Is there a possibility that a gene drive system placed in the genome of one species could move to the genome of another species?
Yes, genes can move between species under some conditions, although that does not mean that they will be functional in the new species.
DNA moves between species by two routes: 1) interspecific hybridization (introgression) and 2) horizontal (or lateral) gene transfer. If two species are sufficiently closely related to support successful hybridization (mating and production of viable and fertile offspring) and the species co-occur in the same environment, then a gene drive system designed for and introduced into one species could move into the other species. For example, this might be expected for sibling species within the Anopheles gambiae species complex, where most of the species are malaria vectors.
Horizontal (lateral) gene transfer refers to the movement of DNA between species that does not involve mating or hybridization. Horizontal gene transfer is common among bacteria but rare among plants and animals, where it happens on an evolutionary time scale through the mechanisms that remain unclear. Rarer still are examples where the DNA transferred is expressed and retains its original function.
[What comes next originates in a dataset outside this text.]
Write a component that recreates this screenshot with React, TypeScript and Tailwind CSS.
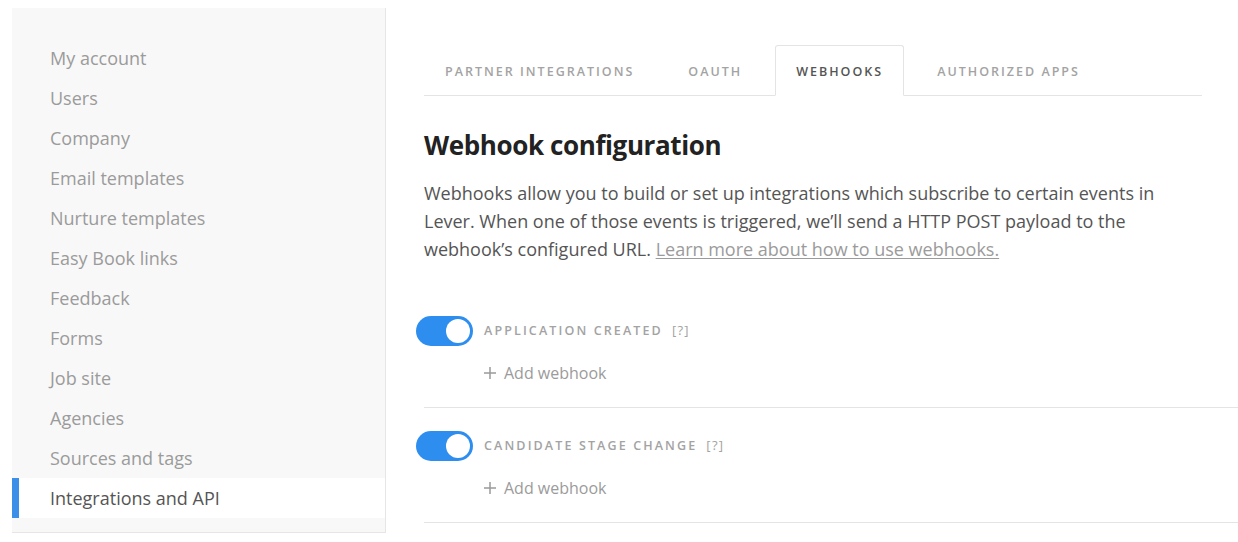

The possibility that an engineered gene drive construct could enter and be functional in unrelated species appears highly unlikely based on the current scientific understanding. Functioning of engineered gene drive technologies depends upon all elements of the gene drive system operating in very specific cells at very specific times. This specificity requires custom molecular elements that will not function properly in other species. Nevertheless, this question should be considered in case-by-case risk assessment.